Background: Lived with partner for 2 years. Two SDs now 4 and 8. Partner is 22 weeks pregnant with our child. Both kids very enthusiastic about new little sister coming along.
SD4 doesn't worry about it all, there's mum, there's dad, there's me and she's just a happy little thing happy to soak up whatever love is coming her way. She's got a baby obsession and our main issue won't be more than making sure she treats new sis a little more gently than she treats her dolls...
SD8 is also a happy little thing, but understandably struggling to arrange everything neatly in her mind.
She absolutely loves her dad, but we're close. We chat a lot and she confides in me.
She's struggling a little that the new baby will get to call me Dad and she can't, and she'd like to too. She's too innocent still to understand the impact this would have on her own dad. He has (in a very nice way) told my partner that it's a little painful with the new child because it feels like it'll increase the distance between him and his girls.

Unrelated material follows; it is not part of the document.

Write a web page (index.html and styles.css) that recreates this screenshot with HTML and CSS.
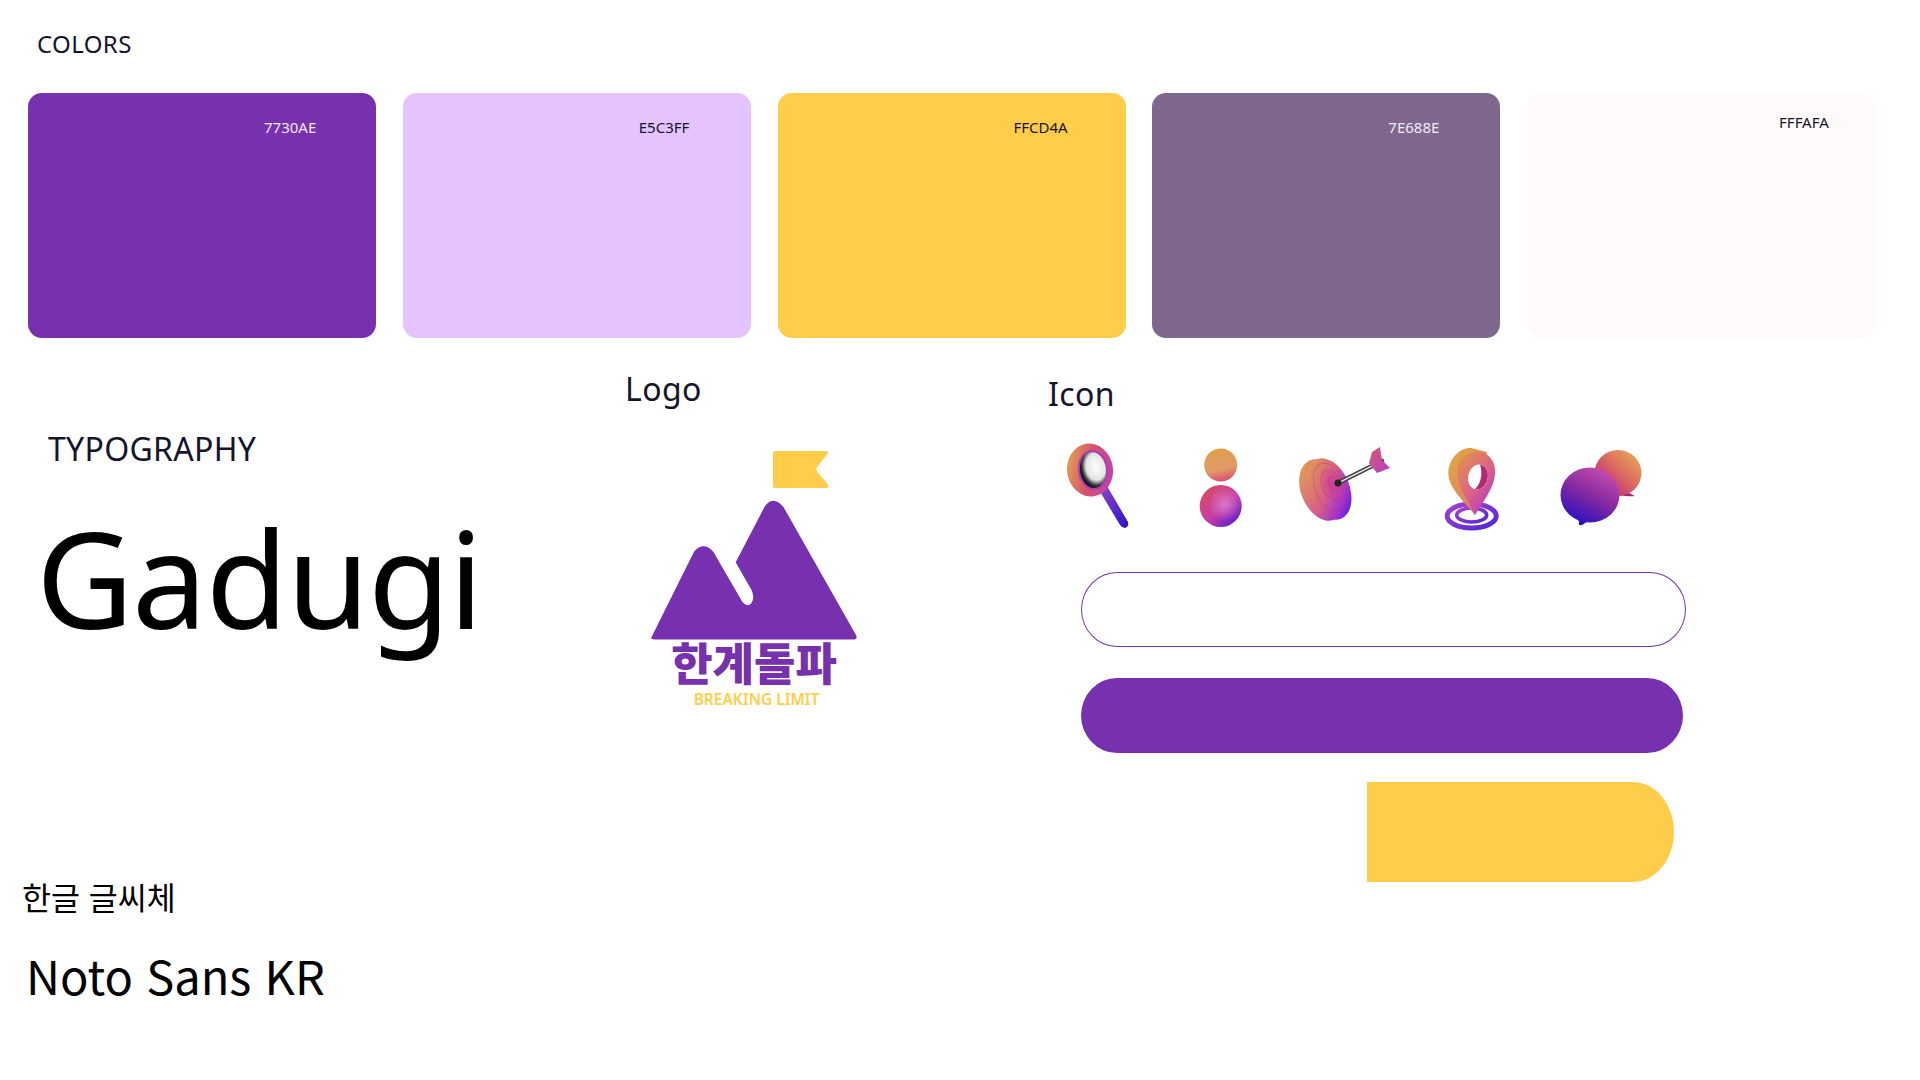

He isn't being unpleasant about it at all. Just honest and isn't asking for anything to change. He isn't a problem and I absolutely will not entertain taking away the title of 'dad' from him.
Just for an added little flavour, I'm an immigrant (from the UK) here in Scandinavia, and they obviously have a different word for Dad (Far.)
At the moment I have a nickname (that my family have for me) that the girls use.
I had kind of planned to be Dad to our baby so that I'm 'Far' to none of the girls, if that makes sense. But part of me thinks that then the local word, Far, will be something she associates with her sisters' dad, since that's what he's obviously referred to in our household. And it'll be confusing in a different way.
I don't want to have our baby use my nickname because I'd like to 'Dad/Far!'
I feel a bit silly for overthinking this one issue and guess we're lucky that this is the biggest problem we seem to be facing. I think there's a deeper fear of how it may effect them if I'm visibly closer to the baby - bear in mine that they live with us 12 days out of 14 and we currently do everything as a four (trust me, we give them plenty of opportunity for 'time just with mum' - they don't seem bothered.)
I felt the baby's first kick last week, and even after that it feels like a strange concept to love the little thing more than my partner's two little girls. I think I just don't them to feel that what we have is in any way diminished by the baby arriving, whilst still enforcing the correct Step-parent/child boundaries. I feel a little lost in it.